New York – The Homeland Security Department is stumping hard for a legislative proposal that will give it broad authority to expeditiously bar companies that might pose cyber threats from civilian government supply chains, Undersecretary Chris Krebs said Tuesday.

The proposal, which the White House put together with the department’s help, has not yet been formally introduced as legislation. A House Homeland Security Committee staffer told Nextgov, however, that committee leaders will push for the proposal if they believe it has a strong chance of passing both chambers.

If the Trump administration proposal can’t win broad support, House Homeland leaders will push for a narrower bill that would broaden the department’s supply chain authority but only for Homeland Security’s own networks, the staffer said.

Homeland Security is also offering technical guidance on that bill, Krebs told reporters during a department cybersecurity summit in New York. He said he’s confident some version of the plan can become law before the close of this Congress in January.

The push comes as Homeland Security is conducting a broad review of government supply chains for cyber threats, such as hardware and software components produced inside adversary nations that might be used for nation-state spying.

Homeland Security is examining several specific companies as part of that effort, a department official told Nextgov, but the official declined to discuss particular companies.

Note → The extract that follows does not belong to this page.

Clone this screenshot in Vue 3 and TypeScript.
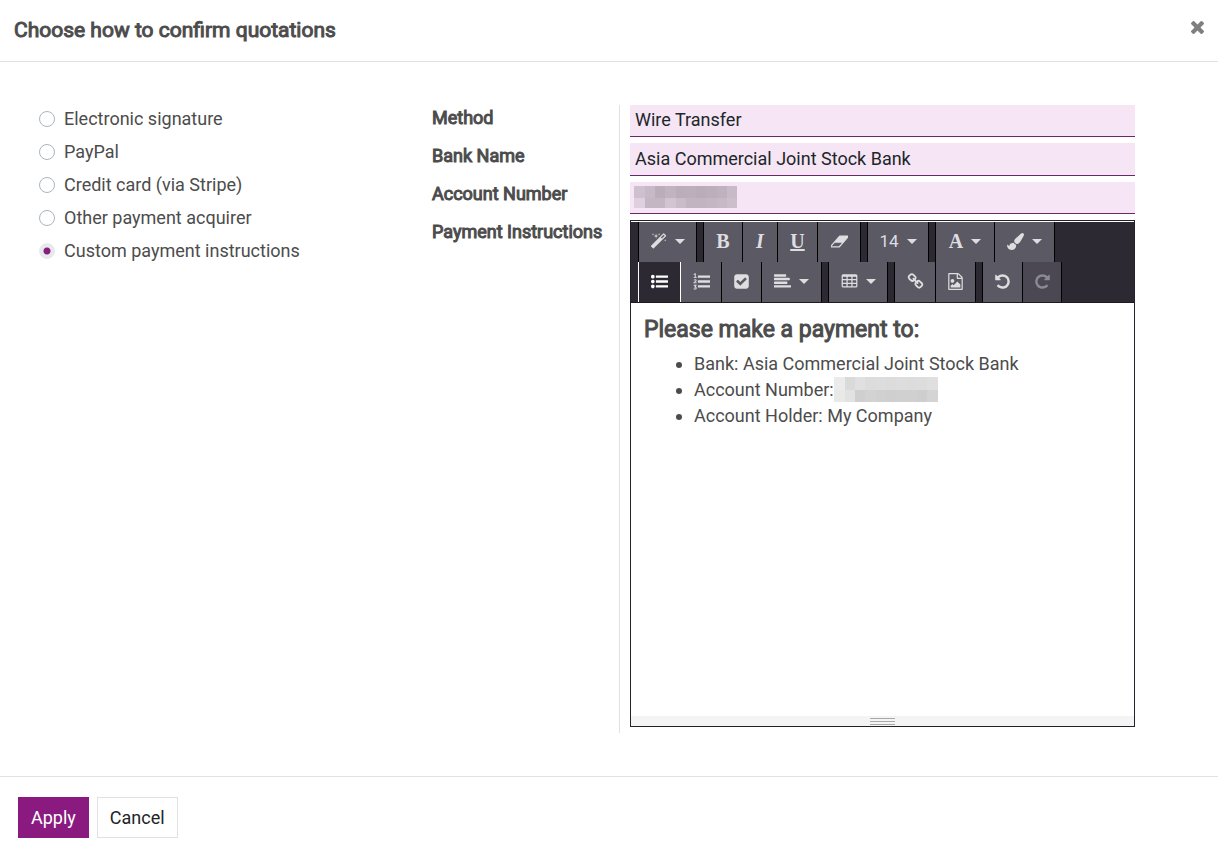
<script setup lang="ts">
import { ref } from 'vue'

interface Tool {
  key: string
  label: string
  glyph?: string
  icon?: string
  caret?: boolean
  active?: boolean
  disabled?: boolean
}

interface Block {
  x: number
  y: number
  w: number
  h: number
  fill: string
}

const selected = ref('custom')
const method = ref('Wire Transfer')
const bankName = ref('Asia Commercial Joint Stock Bank')
const accountNumber = ref('')

const options = [
  { value: 'signature', label: 'Electronic signature' },
  { value: 'paypal', label: 'PayPal' },
  { value: 'stripe', label: 'Credit card (via Stripe)' },
  { value: 'other', label: 'Other payment acquirer' },
  { value: 'custom', label: 'Custom payment instructions' },
]

const dot = (y: number) => `M384 ${y}q0 80-56 136t-136 56-136-56-56-136 56-136 136-56 136 56 56 136z`
const bar = (y: number) =>
  `M1792 ${y}v192q0 13-9.5 22.5t-22.5 9.5h-1216q-13 0-22.5-9.5t-9.5-22.5v-192q0-13 9.5-22.5t22.5-9.5h1216q13 0 22.5 9.5t9.5 22.5z`
const line = (x: number, y: number) =>
  `M${x} ${y}v128q0 26-19 45t-45 19h-${x - 128}q-26 0-45-19t-19-45v-128q0-26 19-45t45-19h${x - 128}q26 0 45 19t19 45z`
const cell = (x: number, y: number) => `M${x} ${y}h320q32 0 32 32v192q0 32-32 32h-320q-32 0-32-32v-192q0-32 32-32z`

const undoPath =
  'M1664 896q0 156-61 298t-164 245-245 164-298 61q-172 0-327-72.5t-264-204.5q-7-10-6.5-22.5t8.5-20.5l137-138q10-9 25-9 16 2 23 12 73 95 179 147t225 52q104 0 198.5-40.5t163.5-109.5 109.5-163.5 40.5-198.5-40.5-198.5-109.5-163.5-163.5-109.5-198.5-40.5q-98 0-188 35.5t-160 101.5l137 138q31 30 14 69-17 40-59 40h-448q-26 0-45-19t-19-45v-448q0-42 40-59 39-17 69 14l130 129q107-101 244.5-156.5t284.5-55.5q156 0 298 61t245 164 164 245 61 298z'

const icons: Record<string, string> = {
  magic:
    'M1254 581l293-293-107-107-293 293zm447-293q0 27-18 45l-1286 1286q-18 18-45 18t-45-18l-198-198q-18-18-18-45t18-45l1286-1286q18-18 45-18t45 18l198 198q18 18 18 45zm-1351-190l98 30-98 30-30 98-30-98-98-30 98-30 30-98zm350 162l196 60-196 60-60 196-60-196-196-60 196-60 60-196zm930 478l98 30-98 30-30 98-30-98-98-30 98-30 30-98zm-640-640l98 30-98 30-30 98-30-98-98-30 98-30 30-98z',
  eraser:
    'M832 1408l336-384h-768l-336 384h768zm1013-1077q15 34 9.500 71.500t-30.500 65.500l-896 1024q-38 44-96 44h-768q-38 0-69.500-20.500t-47.500-54.500q-15-34-9.500-71.500t30.500-65.500l896-1024q38-44 96-44h768q38 0 69.500 20.500t47.500 54.500z',
  brush:
    'M1615 0q70 0 122.500 46.500t52.500 116.500q0 63-45 151-332 629-465 752-97 91-218 91-126 0-216.500-92.500t-90.500-219.500q0-128 92-212l638-579q59-54 130-54zm-909 1034q39 76 106.500 130t150.500 76l1 71q4 213-129.500 347t-348.500 134q-123 0-218-46.500t-152.500-127.500-86.500-183-29-220q7 5 41 30t62 44.500 59 36.500 46 17q41 0 55-37 25-66 57.500-112.500t69.500-76 88-47.500 103-25.500 125-10.500z',
  ul: dot(1408) + dot(896) + dot(384) + bar(1312) + bar(800) + bar(288),
  ol:
    bar(1312) +
    bar(800) +
    bar(288) +
    'M60 130L200 20h90v420h110v90H70v-90h110V160l-90 60zM60 760q40-110 165-110 160 0 160 130 0 70-80 130l-100 80h185v90H50v-90l160-130q60-50 60-80 0-45-50-45-50 0-75 60zM70 1250h310v80l-100 110q120 20 120 140 0 160-180 160-110 0-170-60l50-80q50 45 110 45 80 0 80-60 0-70-140-62l-25-50 100-130H70z',
  check:
    'M813 1299l614-614q19-19 19-45t-19-45l-102-102q-19-19-45-19t-45 19l-467 467-211-211q-19-19-45-19t-45 19l-102 102q-19 19-19 45t19 45l358 358q19 19 45 19t45-19zm851-883v960q0 119-84.500 203.500t-203.500 84.500h-960q-119 0-203.500-84.500t-84.500-203.500v-960q0-119 84.500-203.500t203.500-84.500h960q119 0 203.500 84.500t84.500 203.500z',
  align: line(1792, 1344) + line(1408, 960) + line(1664, 576) + line(1280, 192),
  table:
    'M224 128h1344q160 0 160 160v1088q0 160-160 160H224q-160 0-160-160V288q0-160 160-160z' +
    [224, 736, 1248].map((x) => [384, 768, 1152].map((y) => cell(x, y)).join('')).join(''),
  link: 'M1520 1216q0-40-28-68l-208-208q-28-28-68-28-42 0-72 32 3 3 19 18.500t21.500 21.500 15 19 13 25.500 3.500 27.500q0 40-28 68t-68 28q-15 0-27.500-3.500t-25.500-13-19-15-21.500-21.500-18.500-19q-33 31-33 73 0 40 28 68l206 207q27 27 68 27 40 0 68-26l147-146q28-28 28-67zm-703-705q0-40-28-68l-206-207q-28-28-68-28-39 0-68 27l-147 146q-28 28-28 67 0 40 28 68l208 208q27 27 68 27 42 0 72-31-3-3-19-18.500t-21.500-21.500-15-19-13-25.500-3.500-27.500q0-40 28-68t68-28q15 0 27.500 3.500t25.500 13 19 15 21.500 21.500 18.500 19q33-31 33-73zm895 705q0 120-85 203l-147 146q-83 83-203 83-121 0-204-85l-206-207q-83-83-83-203 0-123 88-209l-88-88q-86 88-208 88-120 0-204-84l-208-208q-84-84-84-204t85-203l147-146q83-83 203-83 121 0 204 85l206 207q83 83 83 203 0 123-88 209l88 88q86-88 208-88 120 0 204 84l208 208q84 84 84 204z',
  image:
    'M1596 380q28 28 48 76t20 88v1152q0 40-28 68t-68 28h-1344q-40 0-68-28t-28-68v-1600q0-40 28-68t68-28h896q40 0 88 20t76 48zm-444-244v376h376q-10-29-22-41l-313-313q-12-12-41-22zm384 1528v-1024h-416q-40 0-68-28t-28-68v-416h-768v1536h1280zm-128-448v320h-1024v-192l192-192 128 128 384-384zm-832-192q-80 0-136-56t-56-136 56-136 136-56 136 56 56 136-56 136-136 56z',
  undo: undoPath,
  redo: undoPath,
}

const groups: Tool[][] = [
  [{ key: 'style', label: 'Style', icon: 'magic', caret: true }],
  [
    { key: 'bold', label: 'Bold', glyph: 'B' },
    { key: 'italic', label: 'Italic', glyph: 'I' },
    { key: 'underline', label: 'Underline', glyph: 'U' },
    { key: 'eraser', label: 'Remove font style', icon: 'eraser' },
  ],
  [{ key: 'size', label: 'Font size', glyph: '14', caret: true }],
  [
    { key: 'color', label: 'Font color', glyph: 'A', caret: true },
    { key: 'highlight', label: 'Background color', icon: 'brush', caret: true },
  ],
  [
    { key: 'ul', label: 'Unordered list', icon: 'ul', active: true },
    { key: 'ol', label: 'Ordered list', icon: 'ol' },
    { key: 'check', label: 'Checklist', icon: 'check' },
    { key: 'align', label: 'Paragraph', icon: 'align', caret: true },
  ],
  [{ key: 'table', label: 'Table', icon: 'table', caret: true }],
  [
    { key: 'link', label: 'Link', icon: 'link' },
    { key: 'image', label: 'Picture', icon: 'image' },
  ],
  [
    { key: 'undo', label: 'Undo', icon: 'undo' },
    { key: 'redo', label: 'Redo', icon: 'redo', disabled: true },
  ],
]

function mosaic(cols: number[], rows: number[], fills: string[][]): Block[] {
  const blocks: Block[] = []
  rows.slice(0, -1).forEach((y, r) => {
    cols.slice(0, -1).forEach((x, c) => {
      blocks.push({ x, y, w: cols[c + 1] - x, h: rows[r + 1] - y, fill: fills[r][c] })
    })
  })
  return blocks
}

const maskedField = mosaic(
  [0, 11, 21, 31, 42, 52, 62, 72, 83, 93, 103],
  [0, 12, 22],
  [
    ['#cfc0cf', '#c8b9c7', '#bcadba', '#c2b3c0', '#bbadba', '#bdaebc', '#bbacb9', '#bdaebb', '#c0b1bf', '#c9bac9'],
    ['#e0d0df', '#c4b6c3', '#c4b6c3', '#d3c4d2', '#cbbcc9', '#c2b4c1', '#c3b4c2', '#c5b6c3', '#c8b9c7', '#cdbecc'],
  ],
)
const maskedText = mosaic(
  [0, 11, 21, 31, 42, 52, 62, 73, 83, 93, 104],
  [0, 13, 25],
  [
    ['#ebebeb', '#dadada', '#e0e0e0', '#dcdcdc', '#dddddd', '#dcdcdc', '#dddddd', '#dcdcdc', '#dddddd', '#dfdfdf'],
    ['#e9e9e8', '#e2e2e2', '#cfcfcf', '#d2d2d2', '#d0d0d0', '#cfcfcf', '#d0d0d0', '#d0d0d0', '#cecece', '#d4d4d4'],
  ],
)
</script>

<template>
  <section class="dialog" role="dialog" aria-labelledby="dialog-title">
    <header class="head">
      <h1 id="dialog-title">Choose how to confirm quotations</h1>
      <button type="button" class="close" aria-label="Close">
        <svg viewBox="302 366 1188 1188" width="13" height="13">
          <path
            fill="currentColor"
            d="M1490 1322q0 40-28 68l-136 136q-28 28-68 28t-68-28l-294-294-294 294q-28 28-68 28t-68-28l-136-136q-28-28-28-68t28-68l294-294-294-294q-28-28-28-68t28-68l136-136q28-28 68-28t68 28l294 294 294-294q28-28 68-28t68 28l136 136q28 28 28 68t-28 68l-294 294 294 294q28 28 28 68z"
          />
        </svg>
      </button>
    </header>

    <main class="body">
      <div class="options" role="radiogroup" aria-label="Confirmation method">
        <label v-for="o in options" :key="o.value" class="option">
          <input v-model="selected" type="radio" name="confirmation" :value="o.value" />
          <span>{{ o.label }}</span>
        </label>
      </div>

      <div class="labels">
        <label for="method">Method</label>
        <label for="bank">Bank Name</label>
        <label for="account">Account Number</label>
        <label id="instructions-label">Payment Instructions</label>
      </div>

      <div class="fields">
        <input id="method" v-model="method" class="field" type="text" />
        <input id="bank" v-model="bankName" class="field" type="text" />
        <div class="masked">
          <input id="account" v-model="accountNumber" class="field" type="text" />
          <svg class="mask" width="103" height="22" aria-hidden="true">
            <rect v-for="(b, i) in maskedField" :key="i" :x="b.x" :y="b.y" :width="b.w" :height="b.h" :fill="b.fill" />
          </svg>
        </div>

        <div class="editor">
          <div class="toolbar" role="toolbar" aria-label="Formatting">
            <div v-for="(group, g) in groups" :key="g" class="group">
              <button
                v-for="t in group"
                :key="t.key"
                type="button"
                class="tool"
                :class="[t.key, { active: t.active }]"
                :disabled="t.disabled"
                :aria-label="t.label"
              >
                <span v-if="t.glyph" class="glyph">{{ t.glyph }}</span>
                <svg v-else class="icon" viewBox="0 0 1792 1792">
                  <path :d="icons[t.icon!]" fill="currentColor" fill-rule="evenodd" />
                </svg>
                <span v-if="t.caret" class="caret"></span>
              </button>
            </div>
          </div>
          <div class="content" contenteditable="true" role="textbox" aria-labelledby="instructions-label">
            <h2>Please make a payment to:</h2>
            <ul>
              <li>Bank: Asia Commercial Joint Stock Bank</li>
              <li>
                Account Number:<svg class="inline-mask" width="104" height="25" aria-hidden="true">
                  <rect v-for="(b, i) in maskedText" :key="i" :x="b.x" :y="b.y" :width="b.w" :height="b.h" :fill="b.fill" />
                </svg>
              </li>
              <li>Account Holder: My Company</li>
            </ul>
          </div>
          <div class="resize"><i></i><i></i><i></i></div>
        </div>
      </div>
    </main>

    <footer class="foot">
      <button type="button" class="btn primary">Apply</button>
      <button type="button" class="btn">Cancel</button>
    </footer>
  </section>
</template>

<style>
body {
  margin: 0;
  background: #fff;
}
</style>

<style scoped>
.dialog {
  display: flex;
  flex-direction: column;
  min-height: 100vh;
  box-sizing: border-box;
  font-family: Roboto, 'Liberation Sans', sans-serif;
  font-size: 18px;
  line-height: 26px;
  color: #4c4c4c;
}
.dialog * {
  box-sizing: border-box;
}
button,
input {
  font: inherit;
}
.head {
  display: flex;
  align-items: center;
  justify-content: space-between;
  height: 62px;
  padding: 0 14px 1px;
  border-bottom: 1px solid #dee2e6;
}
h1 {
  margin: 0;
  font-size: 21px;
  line-height: 30px;
  font-weight: 400;
  -webkit-text-stroke: 1px currentColor;
}
.close {
  display: flex;
  margin: 0 0 6px;
  padding: 0;
  border: 0;
  background: none;
  color: #7f7f7f;
}
.body {
  flex: 1;
  display: grid;
  grid-template-columns: 393fr 187px 516fr;
  padding: 43px 83px 43px 39px;
}
.options {
  display: flex;
  flex-direction: column;
  padding-top: 1px;
}
.option {
  display: flex;
  align-items: center;
  gap: 9px;
  height: 26px;
  margin-bottom: 7px;
}
.option input {
  appearance: none;
  width: 16px;
  height: 16px;
  margin: 0;
  border: 1px solid #adb5bd;
  border-radius: 50%;
  background: #fff;
}
.option input:checked {
  border-color: #e9e9ed;
  background: radial-gradient(circle, #85217b 3px, #e9e9ed 4px);
}
.labels {
  display: flex;
  flex-direction: column;
  gap: 12px;
  -webkit-text-stroke: 1px currentColor;
}
.fields {
  display: flex;
  flex-direction: column;
  gap: 6px;
  padding-left: 10px;
  border-left: 1px solid #dee2e6;
  padding-bottom: 6px;
}
.field {
  display: block;
  width: 100%;
  height: 32px;
  margin: 0;
  padding: 0 5px 2px;
  border: 0;
  border-bottom: 1px solid #68286b;
  border-radius: 0;
  background: #f6e6f5;
  color: #212529;
  outline: none;
}
#bank {
  height: 33px;
}
.masked {
  position: relative;
}
.mask {
  position: absolute;
  left: 4px;
  top: 4px;
}
.editor {
  flex: 1;
  display: flex;
  flex-direction: column;
  padding-top: 1px;
  border: 1px solid #24212a;
}
.toolbar {
  display: flex;
  flex-wrap: wrap;
  column-gap: 6px;
  padding-left: 7px;
  background: #2c2933;
  border-bottom: 1px solid #1d1b22;
}
.group {
  display: flex;
  border-left: 1px solid #000;
}
.tool {
  display: flex;
  align-items: center;
  justify-content: center;
  gap: 8px;
  width: 41px;
  height: 40px;
  padding: 0 0 2px;
  border: 0;
  border-right: 1px solid #000;
  border-radius: 0;
  background: #5b5964;
  color: #dedee0;
}
.style {
  width: 58px;
}
.color,
.table {
  width: 59px;
}
.bold {
  width: 39px;
}
.italic {
  width: 35px;
}
.eraser {
  width: 43px;
}
.underline,
.check,
.image,
.undo {
  width: 40px;
}
.redo {
  width: 39px;
}
.size {
  width: 61px;
}
.align,
.highlight {
  width: 60px;
}
.ul {
  width: 42px;
}
.tool.active {
  background: #2c2933;
  color: #fff;
  border-right-color: #fff;
  box-shadow: -1px 0 0 #fff;
}
.tool:disabled {
  background: #4b4853;
  color: #8b8991;
}
.icon {
  display: block;
  width: 17px;
  height: 17px;
}
.redo .icon {
  transform: scaleX(-1);
}
.glyph {
  font-family: 'Liberation Serif', serif;
  font-size: 20px;
  font-weight: 700;
  line-height: 24px;
}
.italic .glyph {
  font-style: italic;
}
.underline .glyph {
  text-decoration: underline;
}
.size .glyph {
  font-family: Roboto, sans-serif;
  font-size: 17px;
  font-weight: 400;
}
.caret {
  border: 5px solid transparent;
  border-top-color: currentColor;
  border-bottom: 0;
}
.content {
  flex: 1;
  padding: 12px 13px;
  outline: none;
}
h2 {
  margin: 0 0 6px;
  font-size: 23px;
  line-height: 30px;
  font-weight: 400;
  -webkit-text-stroke: 1px currentColor;
}
ul {
  margin: 0;
  padding-left: 50px;
}
li {
  height: 26px;
}
.inline-mask {
  vertical-align: top;
}
.resize {
  display: flex;
  flex-direction: column;
  align-items: center;
  gap: 2px;
  height: 10px;
  padding-top: 2px;
  background: #f4f4f4;
}
.resize i {
  width: 25px;
  height: 1px;
  background: #a9a9a9;
}
.foot {
  display: flex;
  gap: 8px;
  height: 81px;
  padding: 20px 18px;
  border-top: 1px solid #dee2e6;
}
.btn {
  height: 41px;
  padding: 0 12px;
  border: 1px solid #dee2e6;
  background: #fff;
  color: #212529;
}
.btn.primary {
  border-color: #8b1a80;
  background: #8b1a80;
  color: #fff;
}
</style>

The department’s most aggressive move to protect supply chains to date was an October directive ordering civilian agencies to remove software from Russian anti-virus maker Kaspersky from their networks.

That directive was later backed up by legislation. Congress passed similar legislation barring the Chinese companies Huawei and ZTE Wednesday. That bill's now awaiting the president's signature.

Congress granted Homeland Security the authority to issue those mandatory cybersecurity directives in 2014 in an effort to increase the department’s authority over governmentwide cyber protections.

Editor's note: This story was updated to reflect passage of the National Defense Authorization Act shortly after the story was published.